The task:
Please print exactly the lines below, from the start of the material up to and including the line with "type Kind = 'input'", but none of the pictures.

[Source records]

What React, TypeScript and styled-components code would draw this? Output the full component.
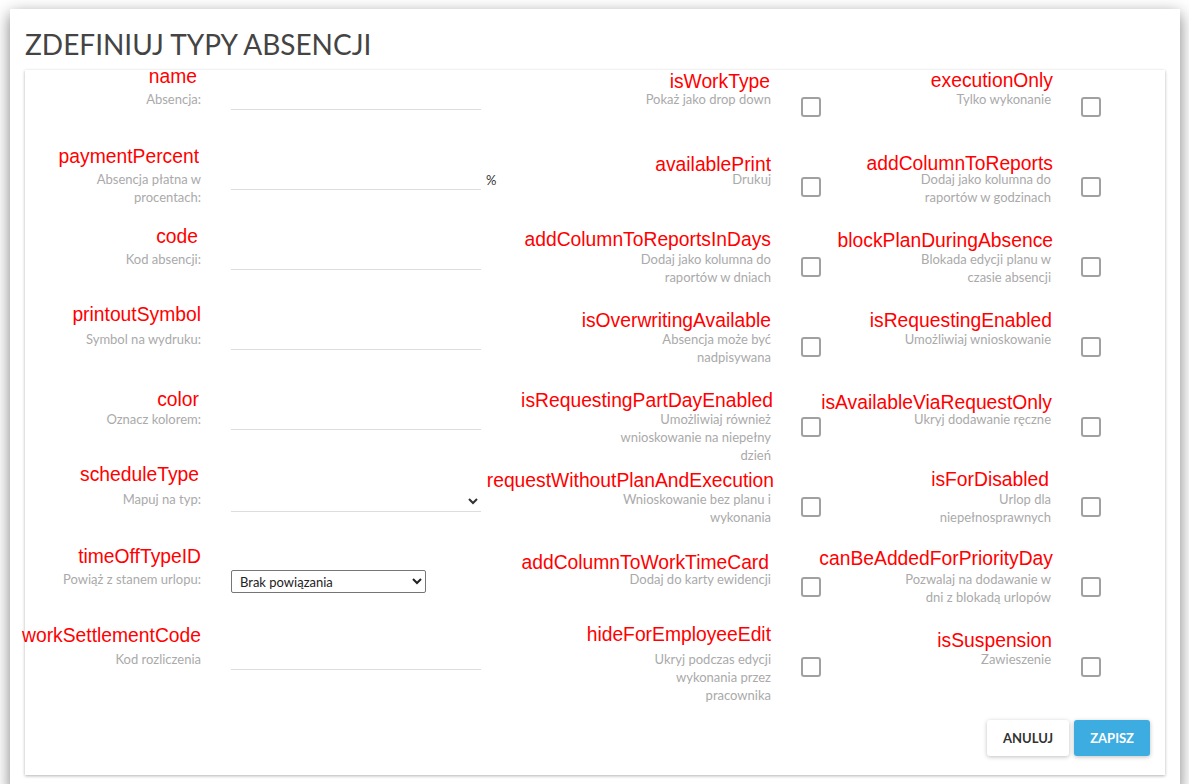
import React from 'react';
import styled, { createGlobalStyle } from 'styled-components';

// definicje pól formularza (nazwa pola, opis, przesunięcia czerwonej etykiety)
type Kind = 'input' | 'percent' | 'lineSelect' | 'boxSelect' | 'check';

interface FieldDef {
  name: string;
  desc: string;
  base: number; // linia bazowa czerwonej nazwy od góry wiersza
  dx: number; // przesunięcie prawej krawędzi nazwy
  kind: Kind;
}

const leftFields: FieldDef[] = [
  { name: 'name', desc: 'Absencja:', base: 13, dx: -4, kind: 'input' },
  { name: 'paymentPercent', desc: 'Absencja płatna w procentach:', base: 13, dx: -2, kind: 'percent' },
  { name: 'code', desc: 'Kod absencji:', base: 13, dx: -3, kind: 'input' },
  { name: 'printoutSymbol', desc: 'Symbol na wydruku:', base: 11, dx: 0, kind: 'input' },
  { name: 'color', desc: 'Oznacz kolorem:', base: 16, dx: -2, kind: 'input' },
  { name: 'scheduleType', desc: 'Mapuj na typ:', base: 11, dx: -2, kind: 'lineSelect' },
  { name: 'timeOffTypeID', desc: 'Powiąż z stanem urlopu:', base: 13, dx: 0, kind: 'boxSelect' },
  { name: 'workSettlementCode', desc: 'Kod rozliczenia', base: 12, dx: 0, kind: 'input' },
];

const middleFields: FieldDef[] = [
  { name: 'isWorkType', desc: 'Pokaż jako drop down', base: 18, dx: -1, kind: 'check' },
  { name: 'availablePrint', desc: 'Drukuj', base: 21.5, dx: 0, kind: 'check' },
  { name: 'addColumnToReportsInDays', desc: 'Dodaj jako kolumna do raportów w dniach', base: 16.7, dx: 0, kind: 'check' },
  { name: 'isOverwritingAvailable', desc: 'Absencja może być nadpisywana', base: 17, dx: 0, kind: 'check' },
  { name: 'isRequestingPartDayEnabled', desc: 'Umożliwiaj również wnioskowanie na niepełny dzień', base: 17.7, dx: 2, kind: 'check' },
  { name: 'requestWithoutPlanAndExecution', desc: 'Wnioskowanie bez planu i wykonania', base: 17, dx: 3, kind: 'check' },
  { name: 'addColumnToWorkTimeCard', desc: 'Dodaj do karty ewidencji', base: 19, dx: -2, kind: 'check' },
  { name: 'hideForEmployeeEdit', desc: 'Ukryj podczas edycji wykonania przez pracownika', base: 11.7, dx: 0, kind: 'check' },
];

const rightFields: FieldDef[] = [
  { name: 'executionOnly', desc: 'Tylko wykonanie', base: 17, dx: 2, kind: 'check' },
  { name: 'addColumnToReports', desc: 'Dodaj jako kolumna do raportów w godzinach', base: 20.7, dx: 2, kind: 'check' },
  { name: 'blockPlanDuringAbsence', desc: 'Blokada edycji planu w czasie absencji', base: 17, dx: 2, kind: 'check' },
  { name: 'isRequestingEnabled', desc: 'Umożliwiaj wnioskowanie', base: 17, dx: 1, kind: 'check' },
  { name: 'isAvailableViaRequestOnly', desc: 'Ukryj dodawanie ręczne', base: 19, dx: 1, kind: 'check' },
  { name: 'isForDisabled', desc: 'Urlop dla niepełnosprawnych', base: 16.7, dx: -2, kind: 'check' },
  { name: 'canBeAddedForPriorityDay', desc: 'Pozwalaj na dodawanie w dni z blokadą urlopów', base: 15, dx: 2, kind: 'check' },
  { name: 'isSuspension', desc: 'Zawieszenie', base: 17.7, dx: 1, kind: 'check' },
];

const GlobalStyle = createGlobalStyle`
  html, body {
    margin: 0;
    background: #fff;
    font-family: Lato, "Open Sans", sans-serif;
  }
`;

const Dialog = styled.div`
  box-sizing: border-box;
  width: 1170px;
  margin: 9px 0 0 10px;
  padding: 20px 15px 15px;
  background: #fff;
  box-shadow: 0 5px 15px rgba(0, 0, 0, 0.5);
`;

const Title = styled.h2`
  margin: 0 0 10px;
  font: 400 28px/31px Lato, sans-serif;
  color: #444;
  text-transform: uppercase;
`;

const Card = styled.div`
  background: #fff;
  box-shadow: 0 1px 3px rgba(0, 0, 0, 0.3);
`;

const FieldsGrid = styled.div`
  display: grid;
  grid-template-columns: 496px 300px 280px;
`;

const Column = styled.div`
  display: flex;
  flex-direction: column;
`;

const Field = styled.div<{ $labelWidth: number }>`
  display: grid;
  grid-template-columns: ${(p) => p.$labelWidth}px auto;
  grid-template-rows: 20px auto;
  column-gap: 30px;
  align-content: start;
  height: 80px;
`;

const FieldName = styled.div<{ $base: number; $dx: number }>`
  grid-column: 1;
  grid-row: 1;
  display: flex;
  justify-content: flex-end;
  height: 20px;
  margin-top: ${(p) => p.$base - 16.5}px;
  margin-right: ${(p) => -p.$dx}px;
  white-space: nowrap;
  font: 400 19.3px/20px "Liberation Sans", Arial, sans-serif;
  color: #f00;
`;

const Desc = styled.div`
  grid-column: 1;
  grid-row: 2;
  justify-self: end;
  width: 156px;
  text-align: right;
  font-size: 13px;
  line-height: 18px;
  color: #aaa;
`;

const ControlCell = styled.div`
  grid-column: 2;
  grid-row: 2;
  display: flex;
  align-items: flex-start;
`;

const LineInput = styled.input`
  display: block;
  box-sizing: border-box;
  width: 250px;
  height: 20px;
  padding: 0;
  border: 0;
  border-bottom: 1px solid #ddd;
  background: transparent;
  outline: none;
  font: 13px Lato, sans-serif;
`;

const Suffix = styled.span`
  margin-left: 5px;
  font: 13px/20px Lato, sans-serif;
  color: #333;
`;

const LineSelect = styled.select`
  box-sizing: border-box;
  width: 250px;
  height: 22px;
  padding: 0;
  border: 0;
  border-bottom: 1px solid #ddd;
  border-radius: 0;
  background: transparent;
  font: 13px Lato, sans-serif;
  color: #333;
`;

const BoxSelect = styled.select`
  box-sizing: border-box;
  width: 195px;
  height: 23px;
  padding: 0 0 0 4px;
  border: 1px solid #767676;
  border-radius: 2px;
  background: #fff;
  font: 13px Lato, sans-serif;
  color: #222;
`;

const Check = styled.input.attrs({ type: 'checkbox' })`
  appearance: none;
  box-sizing: border-box;
  width: 20px;
  height: 20px;
  margin: 7px 0 0;
  border: 2px solid #a0a0a0;
  border-radius: 3px;
  background: #fff;
`;

const Footer = styled.div`
  display: flex;
  justify-content: flex-end;
  gap: 5px;
  padding: 10px 15px 19px;
`;

const Button = styled.button<{ $primary?: boolean }>`
  height: 36px;
  padding: 0 16px;
  border: 0;
  border-radius: 3px;
  font: 700 13px Lato, sans-serif;
  text-transform: uppercase;
  background: ${(p) => (p.$primary ? '#3dace0' : '#fff')};
  color: ${(p) => (p.$primary ? '#fff' : '#333')};
  box-shadow: 0 1px 4px rgba(0, 0, 0, 0.25);
`;

const Control: React.FC<{ kind: Kind }> = ({ kind }) => {
  switch (kind) {
    case 'percent':
      return (
        <>
          <LineInput />
          <Suffix>%</Suffix>
        </>
      );
    case 'lineSelect':
      return (
        <LineSelect defaultValue="">
          <option value="" />
        </LineSelect>
      );
    case 'boxSelect':
      return (
        <BoxSelect defaultValue="none">
          <option value="none">Brak powiązania</option>
        </BoxSelect>
      );
    case 'check':
      return <Check />;
    default:
      return <LineInput />;
  }
};

const FieldColumn: React.FC<{ fields: FieldDef[]; labelWidth: number }> = ({ fields, labelWidth }) => (
  <Column>
    {fields.map((f) => (
      <Field key={f.name} $labelWidth={labelWidth}>
        <FieldName $base={f.base} $dx={f.dx}>
          {f.name}
        </FieldName>
        <Desc>{f.desc}</Desc>
        <ControlCell>
          <Control kind={f.kind} />
        </ControlCell>
      </Field>
    ))}
  </Column>
);

export default function App() {
  return (
    <>
      <GlobalStyle />
      <Dialog>
        <Title>Zdefiniuj typy absencji</Title>
        <Card>
          <FieldsGrid>
            <FieldColumn fields={leftFields} labelWidth={176} />
            <FieldColumn fields={middleFields} labelWidth={250} />
            <FieldColumn fields={rightFields} labelWidth={230} />
          </FieldsGrid>
          <Footer>
            <Button>Anuluj</Button>
            <Button $primary>Zapisz</Button>
          </Footer>
        </Card>
      </Dialog>
    </>
  );
}
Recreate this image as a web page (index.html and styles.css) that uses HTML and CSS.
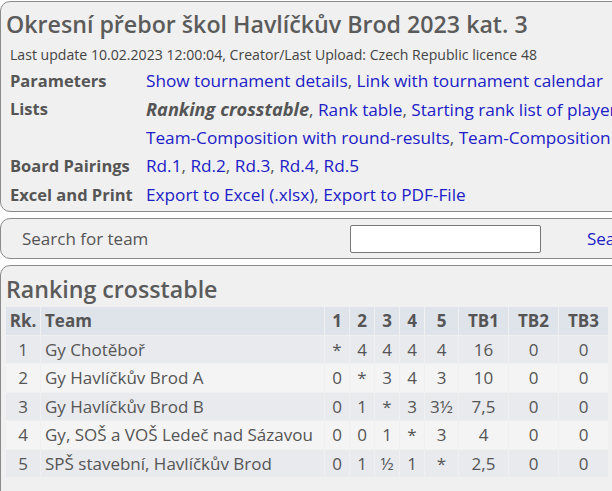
FILE: index.html
```html
<!DOCTYPE html>
<html lang="cs">
<head>
<meta charset="utf-8">
<title>Okresní přebor škol Havlíčkův Brod 2023 kat. 3</title>
<link rel="stylesheet" href="styles.css">
</head>
<body>
<div class="page">
  <section class="box head">
    <h1 class="title">Okresní přebor škol Havlíčkův Brod 2023 kat. 3</h1>
    <div class="info">Last update 10.02.2023 12:00:04, Creator/Last Upload: Czech Republic licence 48</div>
    <div class="nav">
      <div class="lbl">Parameters</div>
      <div class="links"><a href="#">Show tournament details</a>, <a href="#">Link with tournament calendar</a></div>
      <div class="lbl">Lists</div>
      <div class="links"><span class="cur">Ranking crosstable</span>, <a href="#">Rank table</a>, <a href="#">Starting rank list of players</a>, <a href="#">Alphabetical list all groups</a></div>
      <div class="lbl"></div>
      <div class="links"><a href="#">Team-Composition with round-results</a>, <a href="#">Team-Composition without round-results</a></div>
      <div class="lbl">Board Pairings</div>
      <div class="links"><a href="#">Rd.1</a>, <a href="#">Rd.2</a>, <a href="#">Rd.3</a>, <a href="#">Rd.4</a>, <a href="#">Rd.5</a></div>
      <div class="lbl">Excel and Print</div>
      <div class="links"><a href="#">Export to Excel (.xlsx)</a>, <a href="#">Export to PDF-File</a></div>
    </div>
  </section>
  <section class="box search">
    <span class="slabel">Search for team</span>
    <input class="sinput" type="text">
    <a class="sbtn" href="#">Search</a>
  </section>
  <section class="box results">
    <h2 class="title2">Ranking crosstable</h2>
    <table class="ct">
      <thead>
        <tr><th class="rk">Rk.</th><th class="team">Team</th><th class="r">1</th><th class="r">2</th><th class="r">3</th><th class="r">4</th><th class="r5">5</th><th class="tb">TB1</th><th class="tb">TB2</th><th class="tb">TB3</th></tr>
      </thead>
      <tbody>
        <tr><td class="rk">1</td><td class="team">Gy Chotěboř</td><td>*</td><td>4</td><td>4</td><td>4</td><td>4</td><td>16</td><td>0</td><td>0</td></tr>
        <tr><td class="rk">2</td><td class="team">Gy Havlíčkův Brod A</td><td>0</td><td>*</td><td>3</td><td>4</td><td>3</td><td>10</td><td>0</td><td>0</td></tr>
        <tr><td class="rk">3</td><td class="team">Gy Havlíčkův Brod B</td><td>0</td><td>1</td><td>*</td><td>3</td><td>3½</td><td>7,5</td><td>0</td><td>0</td></tr>
        <tr><td class="rk">4</td><td class="team">Gy, SOŠ a VOŠ Ledeč nad Sázavou</td><td>0</td><td>0</td><td>1</td><td>*</td><td>3</td><td>4</td><td>0</td><td>0</td></tr>
        <tr><td class="rk">5</td><td class="team">SPŠ stavební, Havlíčkův Brod</td><td>0</td><td>1</td><td>½</td><td>1</td><td>*</td><td>2,5</td><td>0</td><td>0</td></tr>
      </tbody>
    </table>
  </section>
</div>
</body>
</html>
```

FILE: styles.css
```css
html, body {
  margin: 0;
  padding: 0;
  background: #ffffff;
  overflow: hidden;
}
body {
  font-family: "Open Sans", "Noto Sans", sans-serif;
  color: #555;
}
.page {
  width: 960px;
  padding-top: 1px;
  display: flex;
  flex-direction: column;
  gap: 6px;
}
.box {
  background: #f0f0f0;
  border: 1px solid #8a8a8a;
  border-radius: 10px;
}
.head {
  height: 209px;
  padding: 0 0 0 5px;
}
.title {
  margin: 7px 0 0 0;
  font-size: 23.2px;
  font-weight: 600;
  line-height: 31px;
  color: #5b5b5b;
}
.info {
  font-size: 14.1px;
  line-height: 18px;
  color: #444;
  margin: 6px 0 0 4px;
  white-space: nowrap;
}
.nav {
  display: grid;
  grid-template-columns: 136px auto;
  grid-auto-rows: 28.5px;
  align-items: center;
  margin: 2px 0 0 4px;
  font-size: 17.2px;
  white-space: nowrap;
}
.lbl {
  font-weight: 700;
  font-size: 16.5px;
  color: #555;
}
.links {
  color: #555;
}
.links a, .sbtn {
  color: #2020c6;
  text-decoration: none;
}
.cur {
  font-weight: 700;
  font-style: italic;
  font-size: 18.2px;
  color: #555;
}
.search {
  height: 39px;
  display: flex;
  align-items: center;
  font-size: 17px;
}
.slabel {
  margin-left: 21px;
  width: 328px;
  color: #555;
}
.sinput {
  width: 191px;
  height: 28px;
  box-sizing: border-box;
  margin: 0;
  padding: 0;
  border: 1px solid #777;
  border-radius: 2px;
  background: #fff;
}
.sbtn {
  margin-left: 46px;
}
.results {
  height: 260px;
  padding: 0 0 0 4px;
}
.title2 {
  margin: 7px 0 0 1px;
  font-size: 23.2px;
  font-weight: 600;
  line-height: 33px;
  color: #5b5b5b;
}
.ct {
  border-collapse: separate;
  border-spacing: 1px;
  table-layout: fixed;
  font-size: 17px;
  color: #555;
}
.ct th, .ct td {
  box-sizing: border-box;
  height: 27.5px;
  padding: 0;
  text-align: center;
  white-space: nowrap;
}
.ct th {
  background: #dfe3ea;
  font-weight: 700;
}
.ct tbody tr:nth-child(odd) td { background: #e8eaee; }
.ct tbody tr:nth-child(even) td { background: #f4f4f4; }
.ct .team { text-align: left; width: 283px; padding-left: 4px; }
.ct .rk { width: 34px; }
.ct .r { width: 24px; }
.ct .r5 { width: 33px; }
.ct .tb { width: 49px; }
```
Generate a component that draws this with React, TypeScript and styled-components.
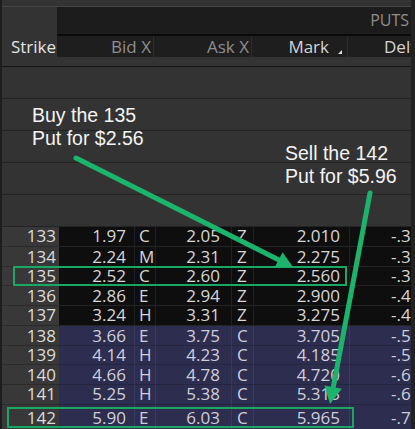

The output:
What React, TypeScript and styled-components code would draw this? Output the full component.
import React from 'react';
import styled, { createGlobalStyle } from 'styled-components';

// definicje pól formularza (nazwa pola, opis, przesunięcia czerwonej etykiety)
type Kind = 'input' | 'percent' | 'lineSelect' | 'boxSelect' | 'check';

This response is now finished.